Il Ministro del lavoro Orlando può ricordarsi Prezzolini che diceva nel 1917 che in Italia si viaggia gratis in prima classe, si ha una riduzione in seconda, e si paga tariffa intera in terza. Il Ministro potrebbe sollecitare una versione tariffaria fiscale alternativa con tariffe legate ai salari, e se ciò non succede dall’Orlando innamorato (del potere), Boiardo, potrebbe sposare la versione dell’Orlando furioso, Ariosto. Provaci Sam.

Ore 20. L’allenatore della Nazionale di governo finalmente parla agli italiani televedenti, e per arricchire di dati ciò che dice, fa come Mancini: sollecita i due a intervenire. Ambedue, forse intimoriti da tanto allenatore, sembrano quasi sorpresi quando il Mister da loro la parola e in fondo è difficile ricordare cosa hanno detto, ammesso tutto considerato che abbiamo parlato. Ma il fatto si spiega e si giustifica. Mario Draghi, il primo Mister di Palazzo Chigi che sia allenatore di una Nazionale di governo, ha spiegato che quando si gioca in Nazionale, ci vuole compostezza. Il Mister l’ha spiegato così bene che persino i giornalisti quasi si scusavano di fare delle domande.

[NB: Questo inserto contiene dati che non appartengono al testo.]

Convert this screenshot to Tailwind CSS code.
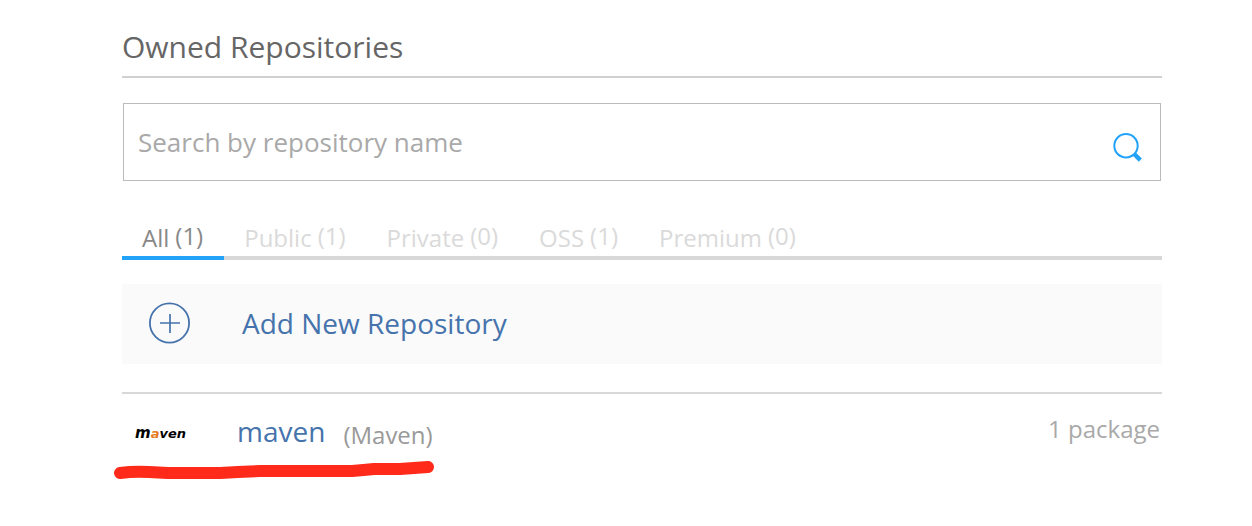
<!DOCTYPE html>
<html lang="en">
<head>
<meta charset="utf-8">
<meta name="viewport" content="width=device-width, initial-scale=1">
<title>Owned Repositories</title>
<script src="https://cdn.jsdelivr.net/npm/@tailwindcss/browser@4"></script>
</head>
<body class="bg-white font-['Open_Sans',sans-serif]">
<main class="pt-[26px] pr-[90px] pb-8 pl-[122px]">
  <h1 class="border-b-2 border-[#d0d0d0] pb-2 text-[30px] leading-[42px] text-[#666]">Owned Repositories</h1>

  <form class="relative mx-px mt-[25px]" role="search">
    <input type="text" aria-label="Search by repository name" placeholder="Search by repository name" class="block h-[78px] w-full border border-[#bbb] bg-white pr-16 pl-[14px] text-[26px] text-[#666] outline-none placeholder:text-[#a9a9a9]">
    <button type="button" aria-label="Search" class="absolute top-7 right-[18px] size-8">
      <svg viewBox="0 0 32 32" class="size-8" fill="none" stroke="#22a2f8">
        <circle cx="15" cy="14.8" r="11.7" stroke-width="2"/>
        <path d="M23 22.8l6.3 6.3" stroke-width="4.4"/>
      </svg>
    </button>
  </form>

  <nav class="mt-9 flex border-b-4 border-[#d8d8d8] text-2xl leading-9 text-[#dadada]">
    <a href="#all" class="-mb-1 flex gap-[6px] border-b-4 border-[#22a2f8] pr-[21px] pl-5 text-[#888]"><span class="pt-[3px]">All</span><span class="pt-px">(1)</span></a>
    <a href="#public" class="-mb-1 flex gap-[6px] pr-[21px] pl-5"><span class="pt-[3px]">Public</span><span class="pt-px">(1)</span></a>
    <a href="#private" class="-mb-1 flex gap-[6px] pr-[21px] pl-5"><span class="pt-[3px]">Private</span><span class="pt-px">(0)</span></a>
    <a href="#oss" class="-mb-1 flex gap-[6px] pr-[21px] pl-5"><span class="pt-[3px]">OSS</span><span class="pt-px">(1)</span></a>
    <a href="#premium" class="-mb-1 flex gap-[6px] pr-[21px] pl-5"><span class="pt-[3px]">Premium</span><span class="pt-px">(0)</span></a>
  </nav>

  <a href="#new" class="mt-6 flex h-20 items-center bg-[#fafafa] pl-[26px] text-[28px] text-[#4673ac]">
    <svg viewBox="0 0 44 44" class="mr-[50px] size-11" fill="none" stroke="currentColor" aria-hidden="true">
      <circle cx="21.5" cy="21" r="19.6" stroke-width="1.8"/>
      <path d="M12 21h20M22 12v19" stroke-width="1.7"/>
    </svg>
    <span class="pb-[2px]">Add New Repository</span>
  </a>

  <section class="relative mt-7 flex items-center border-t-2 border-[#d8d8d8] pt-4">
    <div class="w-[115px] pt-[2px] pl-[13px] font-['DejaVu_Sans',sans-serif] text-[13px] leading-[42px] font-bold text-black italic" role="img" aria-label="Maven logo">
      <span class="text-[15px]">m</span><span class="text-[#e57b1e]">a</span><span>ven</span>
    </div>
    <a href="#maven" class="pb-1 text-[28px] leading-10 text-[#4673ac]">maven</a>
    <span class="ml-[18px] pt-1 text-2xl leading-10 text-[#999]">(Maven)</span>
    <span class="ml-auto pr-[2px] pb-2 text-2xl leading-9 text-[#a9a9a9]">1 package</span>
    <svg viewBox="0 0 324 24" class="absolute top-16 -left-2 h-6 w-[324px]" fill="none" stroke="#ff2a1a" stroke-width="12" stroke-linecap="round" stroke-linejoin="round" aria-hidden="true">
      <path d="M6 15Q20 13 35 14L54 15L106 15L124 14L146 13L238 13Q250 12 260 11L286 11L314 9"/>
    </svg>
  </section>
</main>
</body>
</html>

Ma ora il problema diventa quello di scendere in campo. Il Mister Mancini vuole vincere gli europei, e poi chissà perché no, i mondiali. Il Mister Draghi, c’è da giurarci, ha gli stessi obiettivi. Ma i rissosi ragazzi di Via Pàl (Piazza Colonna 370) pensano a quando i reduci dal Virus dovranno decidere dietro quale bandiera arruolarsi. Elezioni mon amour.
Coraggio Mister. Gli italiani sono con lei. Ma occhio ai ministri dell’istruzione. Come si può vincere l’europeo senza affrontare l’emergenza nazionale sapere? Due fra i tanti problemi. Il primo. Nei prossimi anni Internet passa dalle fibre ottiche ai satelliti, c’è qualche ministro della Istruzione che lo ha scoperto? Glielo chieda a bruciapelo. Il secondo.

L’Università di Firenze è la 253 al mondo. Se non è emergenza questa!! Mi scuso col Direttore se continuo a citare questo dato, ma quel che è troppo è troppo. Nella capitale mondiale del Rinascimento l’università simbolo della più grande rivoluzione artistica culturale planetaria del millennio, è sprofondata nel grigio più totale. Da italiano mi sento personalmente offeso. E voglio ricordarlo agli altri italiani. È una autentica sciagura nazionale. Non è colpa dei fiorentini. Ma di chi ha governato e governa l’istruzione.

Presidente-allenatore della Nazionale di governo: se i suoi ministri dell’istruzione non capiscono che l’emergenza sapere è anche più duratura di quella Covid, come può la Nazionale vincere l’Europeo?